Friday, March 16, 2012


I find it hard to believe that I have finally caught up to my grandmother’s age-- twenty-nine. For my whole life, my grandmother claimed this magical age. And, since she was such a special character throughout my childhood, I believed her, at least at first. It was puzzling to me that she could somehow manage to be my mother’s mother and still be younger than her, but as most grandmothers do, she wielded her power of persuasion well. Honestly, I couldn’t tell you how old she is today, without looking a few things up and doing higher math than I am used to these days. But if you met my grandmother, chances are you wouldn’t know what age she was either. Between her road trips up and down the East coast to cross country travel to sorority conferences, she still acts like she is twenty-nine. That must be what matters most in calibrating age.

If there is one thing I learned from my twenty-nine year old grandmother, it is the importance of celebrating, everything from small successes at our summer swimming lessons to the bigger occasions like birthdays and anniversaries. She may not have advertised the year in which she was born, but she sure knew, and still knows, how to throw a good party. Her parties are not specific to herself or her interests, but she celebrates everything and everyone, making both homemade soup to take to church shut-ins, some of whom are younger than she is, and homemade fudge to send to my soldiers in Afghanistan. Her fudge is still, months later, the most popular baked good I have shared. Occasionally, someone will inquire if there will be more. The good news is with my grandmother-- there always is more to come.

As the chaplain of my unit, I have spent the past five months helping to celebrate a lot of birthdays. There has never been a formula for this, but certainly each soldier is acknowledged with an email or a card or a pound cake, if one is available, and we try to give them as much of a hard time as possible, given our limited resources. Sometimes soldiers, the ones who are a little more gruff, give me the hardest time about celebrating their birthday. But, a piece of advice, spoken by chaplain of Duke Chapel, Dean Sam Wells, has stuck with me over these past years. He was encouraging people to be grateful for Happy Birthday wishes instead of trying to deflect them. “Saying Happy Birthday,” he said, “Is just another way of saying I love you.” With that in mind, I remain undeterred in my birthday celebrating.

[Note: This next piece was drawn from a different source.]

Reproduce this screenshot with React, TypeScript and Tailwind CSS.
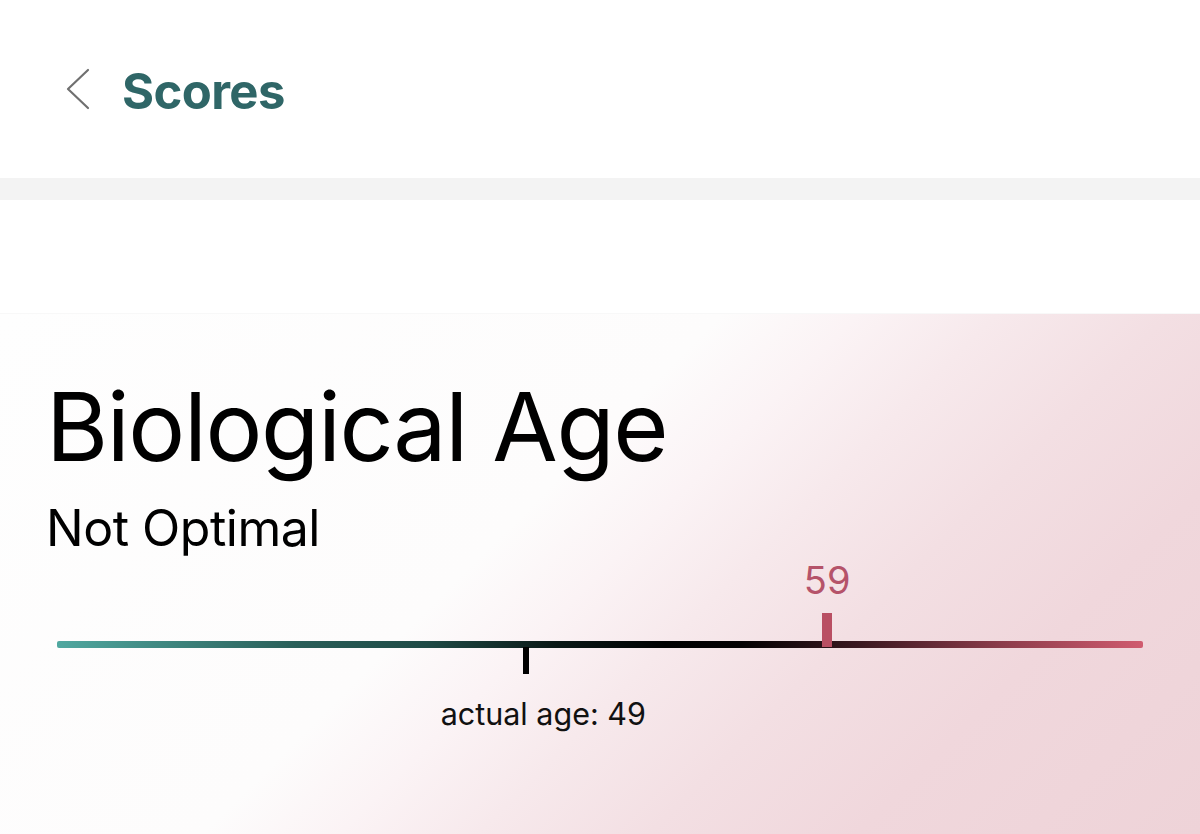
// bar scale, picked so the two markers land where the design has them
const minAge = 33.4;
const maxAge = 69.5;

const pos = (age: number) => `${((age - minAge) / (maxAge - minAge)) * 100}%`;

function AgeBar({ actual, bio }: { actual: number; bio: number }) {
	return (
		<div className="relative mx-[57px] mt-[85px] h-[150px]">
			<div
				className="absolute top-[-80px] -translate-x-1/2 text-[38px] leading-none text-[#b5536a]"
				style={{ left: pos(bio) }}
			>
				{bio}
			</div>
			<div className="h-[7px] w-full rounded-[2px] bg-[linear-gradient(90deg,#50a8a0_0%,#2a5f59_22%,#1f4b46_34%,#0a1816_46%,#000_56%,#050203_63%,#3b1820_74%,#8c3c4b_87%,#d05b6f_100%)]" />
			<div
				className="absolute top-[-28px] h-[34px] w-[10px] -translate-x-1/2 bg-[#b94f63]"
				style={{ left: pos(bio) }}
			/>
			<div
				className="absolute top-[6px] h-[27px] w-[6px] -translate-x-1/2 bg-black"
				style={{ left: pos(actual) }}
			/>
			<div
				className="absolute top-[58px] -translate-x-1/2 whitespace-nowrap text-[30.5px] leading-none text-[#111]"
				style={{ left: `calc(${pos(actual)} + 17px)` }}
			>
				actual age: {actual}
			</div>
		</div>
	);
}

export default function App() {
	return (
		<main className="flex h-[834px] w-[1200px] flex-col overflow-hidden bg-white font-['Inter',sans-serif]">
			<header className="flex h-[178px] items-center pl-[66px]">
				<svg width="24" height="42" viewBox="0 0 24 42" fill="none">
					<polyline points="22,2 2,21 22,40" stroke="#707070" strokeWidth="2.2" strokeLinecap="round" strokeLinejoin="round" />
				</svg>
				<h1 className="ml-[32px] mt-[4px] text-[49px] font-bold leading-none tracking-[-0.6px] text-[#2f6667]">Scores</h1>
			</header>
			<div className="h-[22px] bg-[#f3f3f3]" />
			<div className="h-[113px] bg-white" />
			<section className="flex-1 border-t border-[#f8f8f8] bg-[linear-gradient(135deg,#fefefe_0%,#fdfcfc_42%,#fbf3f5_50%,#f7e9ec_58%,#f3dfe3_68%,#f0d7dc_80%,#eed3d8_100%)] pt-[58px]">
				<div className="px-[46px]">
					<h2 className="text-[95px] leading-[110px] tracking-[-1.4px] text-black">Biological Age</h2>
					<p className="mt-[18px] text-[50px] leading-[56px] tracking-[-0.5px] text-black">Not Optimal</p>
				</div>
				<AgeBar actual={49} bio={59} />
			</section>
		</main>
	);
}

What goes around definitely comes around, at least where returning the birthday favor goes, though I can’t entirely blame my soldiers. A few weeks ago, a group from my church decided to “friend” one of my soldiers on facebook and hatch a plan to throw me a pink surprise party. I didn’t have a clue, though. Perhaps it was all the presents and the cards that the church sent to me which lulled me into complacency. I honestly didn’t think there was anything else that they could do to make my birthday more special. Sunday night, walking into a room full of more pink decorations than Afghanistan has ever seen before, I was overwhelmed. What made it even better, besides the twenty-nine pink presents and the fun Bible verse guessing game we played, was that I got to share the day with a new friend I have made in Afghanistan who was also born on the eleventh of March, too. Even though we were away from home and family and friends, surrounded by our Bagram community, both of us felt very loved.

Turning twenty-nine, like turning any other age, is certainly a milestone, one in which we take stock and decide if the ways we have been traveling our journeys are worthy of continuation. Reflecting on what “twenty-nine” might mean for me, I take great comfort that I have had one of the best examples to learn from over the years. If I live my twenty-ninth year, and all the years to come, like my grandmother has demonstrated, I know, whenever I look back in reflection or forward with expectation, I will never be disappointed.


  1. Beautiful post! I'm delighted to know you celebrated an amazing 29th birthday in Afghanistan. Here is to many more 29th birthdays to come...

  2. M, you should be proud to know that as I read your blog today, "Mama Jean" is busy throwing a reception for a friend and fellow church member who is getting married today. This friend's first husband passed away a few years ago and they both were pillars of the church as well as best friends of Co-Coach and Mama Jean. I believe they were married for around 60 years before his death. I am telling you all this to let you see, life definitely does not stop after your 20s!

  3. I'm glad you had a fun birthday!